Yakni proses pungut hitung, dan berlanjut rekapitulasi untuk menetapkan hasil perolehan suara setiap peserta Pemilu.

Dan ancaman pidana itu langsung ditebar partai Demokrat Kabupaten Rote Ndao. Yang melalui kadernya, Demokrat disebut siap menyikapi hal tersebut.

“Katong (kami) su (sudah) cek. Dan semua TPS sonde lakukan,” kata Jeckson Melkior Mansula, kepada ROTE MALOLE, Sabtu (17/2).

Menurutnya, yang disoalkan adalah transparansi hasil Pemilu. Sebagaimana yang diamanatkan dalam Peraturan Komisi Pemilihan Umum (PKPU) nomor 25 tahun 2023, tentang pemungutan dan penghitungan surat suara dalam Pemilihan Umum.

Di mana, seluruh KPPS diminta untuk mengumumkan hasil perhitungan di TPS masing-masing, usai proses pungut hitung dilakukan.

“Coba kita lihat di pasal 66 PKPU itu.

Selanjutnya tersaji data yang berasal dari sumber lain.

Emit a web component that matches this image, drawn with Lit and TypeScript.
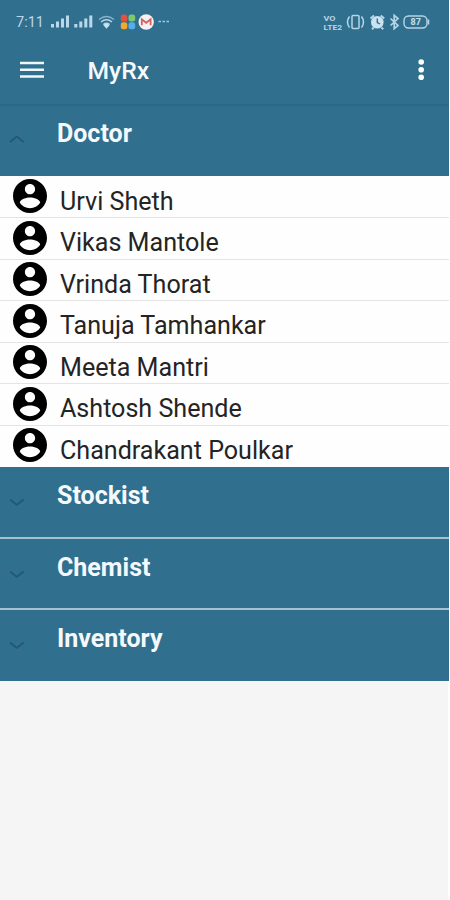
import { LitElement, html, css, svg } from "lit";
import { customElement, property } from "lit/decorators.js";

@customElement("status-bar")
class StatusBar extends LitElement {
  static styles = css`
    :host { display: flex; height: 44px; align-items: center; color: #b9d9e9; font: 500 14.5px Roboto, sans-serif; }
    .clock { width: 33.5px; margin-left: 16px; font-weight: 400; white-space: nowrap; }
    .left { width: 122px; height: 44px; }
    .right { width: 110px; height: 44px; margin-left: auto; margin-right: 17px; }
    svg { display: block; }
    .tiny { font: 700 7.5px/1 Roboto, sans-serif; fill: #b5d6e6; }
    .charge { font: 700 9px Roboto, sans-serif; fill: #c5e0ed; }
    .glyph { fill: none; stroke: #b5d6e6; }
  `;
  bars(x: number) {
    return svg`<path d="M${x} 24h3v3.5h-3zM${x + 5} 21.5h3v6h-3zM${x + 10} 18.5h3v9h-3zM${x + 15} 15.5h3v12h-3z" fill="#b9d9e9"/>`;
  }
  render() {
    return html`
      <span class="clock">7:11</span>
      <svg class="left" viewBox="49.5 0 122 44">
        ${this.bars(50.5)}${this.bars(73.8)}
        <g class="glyph" stroke-width="1.5">
          <path d="M98.5 19.5q7.5-6 15 0" opacity=".65"/>
          <path d="M100.5 22q5.5-4.5 11 0"/>
          <path d="M102.8 24.5q3.2-2.5 6.4 0"/>
        </g>
        <path d="M102.8 25q3.2-2.5 6.4 0l-3.2 3.8z" fill="#c9e3f0"/>
        <rect x="120.3" y="14.5" width="6.5" height="7" rx="2.5" fill="#e0523c"/>
        <rect x="128" y="14.5" width="6.7" height="7" rx="2.5" fill="#7dc76c"/>
        <rect x="120.3" y="22.3" width="6.5" height="7" rx="2.5" fill="#f1a92c"/>
        <rect x="128" y="22.3" width="6.7" height="7" rx="2.5" fill="#55aee5"/>
        <circle cx="145.7" cy="22" r="7.7" fill="#f5f1f3"/>
        <path d="M141.3 25.3v-6l4.4 3.5 4.4-3.5v6" fill="none" stroke="#d6605f" stroke-width="1.8"/>
        <path d="M158 21.5h2.5m1.5 0h2.5m1.5 0h2.5" stroke="#a4c9db" stroke-width="1.7"/>
      </svg>
      <svg class="right" viewBox="322 0 110 44">
        <text class="tiny" x="323.5" y="20.5" textLength="12" lengthAdjust="spacingAndGlyphs">VO</text>
        <text class="tiny" x="323.5" y="29.8" textLength="18.5" lengthAdjust="spacingAndGlyphs">LTE2</text>
        <g class="glyph" stroke-width="1.5">
          <rect x="352" y="15.5" width="7" height="13" rx="1"/>
          <path d="M349.5 16.5q-4 5.5 0 11m12-11q4 5.5 0 11"/>
        </g>
        <circle cx="377.3" cy="22.3" r="6.3" fill="#c9e3f0"/>
        <path d="M370.5 18.5l3.5-3m10.2 3l-3.5-3m-7 12l-1.7 1.7m9.5-1.7l1.7 1.7" class="glyph" stroke-width="2"/>
        <path d="M377.3 18.5v4l2.8 1.5" fill="none" stroke="#316f8f" stroke-width="1.4"/>
        <path d="M390.5 18.5l7.5 7-3.8 3.2v-13.4l3.8 3.2-7.5 7" class="glyph" stroke-width="1.7"/>
        <rect x="404" y="16" width="23" height="12" rx="4.5" class="glyph" stroke-width="1.4"/>
        <path d="M428.5 19.5v5" class="glyph" stroke-width="1.5"/>
        <text class="charge" x="410.5" y="25.2">87</text>
      </svg>`;
  }
}

@customElement("app-toolbar")
class AppToolbar extends LitElement {
  static styles = css`
    :host { display: flex; box-sizing: border-box; height: 62px; padding: 0 21px 0 20px; align-items: flex-start; border-bottom: 2px solid #2d6887; }
    .menu { width: 24px; height: 20px; margin-top: 16px; flex: none; }
    .title { margin: 12px auto 0 43.5px; font: 500 24.7px/30px Roboto, sans-serif; color: #f5fafc; }
    .more { width: 14px; height: 26px; margin-top: 13px; flex: none; }
  `;
  render() {
    return html`
      <svg class="menu" viewBox="0 0 24 20"><path d="M0 3h24M0 9.8h24M0 16.5h24" stroke="#f0f7fa" stroke-width="2.5"/></svg>
      <span class="title">MyRx</span>
      <svg class="more" viewBox="0 0 14 26"><g fill="#fff"><circle cx="7.2" cy="5" r="2.8"/><circle cx="7.2" cy="12.7" r="2.8"/><circle cx="7.2" cy="20.2" r="2.8"/></g></svg>`;
  }
}

@customElement("group-header")
class GroupHeader extends LitElement {
  @property() label = "";
  @property({ type: Boolean }) open = false;
  static styles = css`
    :host { display: flex; box-sizing: border-box; height: 100%; padding-left: 9px; align-items: flex-start; background: #316f8f; }
    .arrow { width: 16px; height: 10px; margin-top: 30px; flex: none; fill: none; stroke: #235774; stroke-width: 1.7; }
    :host([open]) .arrow { margin-top: 27.5px; }
    .label { margin: 14px 0 0 32px; font: 700 25px/30px Roboto, sans-serif; color: #f4f9fc; }
    :host([open]) .label { margin-top: 13px; }
  `;
  render() {
    return html`
      <svg class="arrow" viewBox="0 0 16 10"><path d=${this.open ? "M1 8l6.8-5.5L14.6 8" : "M1 2.5l6.8 5.5L14.6 2.5"}/></svg>
      <span class="label">${this.label}</span>`;
  }
}

@customElement("contact-row")
class ContactRow extends LitElement {
  @property() name = "";
  static styles = css`
    :host { display: flex; box-sizing: border-box; height: 41.5px; padding-left: 12.5px; background: #fefefe; border-bottom: 1.5px solid #e4e4e4; }
    :host(:last-child) { border-bottom: 0; }
    .avatar { width: 34px; height: 34px; margin-top: 2.5px; flex: none; }
    .name { margin: 10px 0 0 13.5px; font: 400 25.1px/30px Roboto, sans-serif; color: #242424; white-space: nowrap; }
  `;
  render() {
    return html`
      <svg class="avatar" viewBox="2 2 20 20"><path d="M12 2C6.48 2 2 6.48 2 12s4.48 10 10 10 10-4.48 10-10S17.52 2 12 2zm0 3c1.66 0 3 1.34 3 3s-1.34 3-3 3-3-1.34-3-3 1.34-3 3-3zm0 14.2c-2.5 0-4.71-1.28-6-3.22.03-1.99 4-3.08 6-3.08 1.99 0 5.97 1.09 6 3.08-1.29 1.94-3.5 3.22-6 3.22z"/></svg>
      <span class="name">${this.name}</span>`;
  }
}

@customElement("app-root")
class AppRoot extends LitElement {
  doctors = ["Urvi Sheth", "Vikas Mantole", "Vrinda Thorat", "Tanuja Tamhankar", "Meeta Mantri", "Ashtosh Shende", "Chandrakant Poulkar"];
  static styles = css`
    :host { display: block; box-sizing: border-box; height: 900px; padding-right: 1.5px; overflow: hidden; background: linear-gradient(to right, #f5f5f5 448px, #fff 448px); }
    .top { background: #316f8f; }
    .first { height: 69.5px; }
    .people { display: block; box-sizing: border-box; height: 291px; padding-top: 1px; overflow: hidden; background: #fefefe; }
    .groups { display: grid; grid-template-rows: 70px 69.5px 70.5px; row-gap: 2px; height: 214px; background: #a5c3cf; }
  `;
  render() {
    return html`
      <div class="top"><status-bar></status-bar><app-toolbar></app-toolbar></div>
      <div class="first"><group-header label="Doctor" open></group-header></div>
      <div class="people">${this.doctors.map((name) => html`<contact-row .name=${name}></contact-row>`)}</div>
      <div class="groups">${["Stockist", "Chemist", "Inventory"].map((label) => html`<group-header .label=${label}></group-header>`)}</div>`;
  }
}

Jelas-jelas ditulis bahwa hasil penghitungan suara diumumkan,” kata Jeckson.

“Kemudian PPS, yang merupakan Panitia Pemungutan Suara, di tingkat desa/kelurahan, wajib menempelkan hasil itu di kantor Desa/Kelurahan,” ungkapnya.

“Tapi coba cek, hasil itu ada tidak. Masa tahapan DCS sampai DCT, dilakukan, terus sampai hasil kenapa itu tidak dilakukan?,” kesalnya.

Jeckson, kemudian membeberkan ketentuan yang bisa digunakan untuk menjerat seluruh KPPS, terlebih PPS. Bahwa, penyelenggara di tingkatan itu terancam dipidana dengan pidana kurungan 1 tahun kurungan.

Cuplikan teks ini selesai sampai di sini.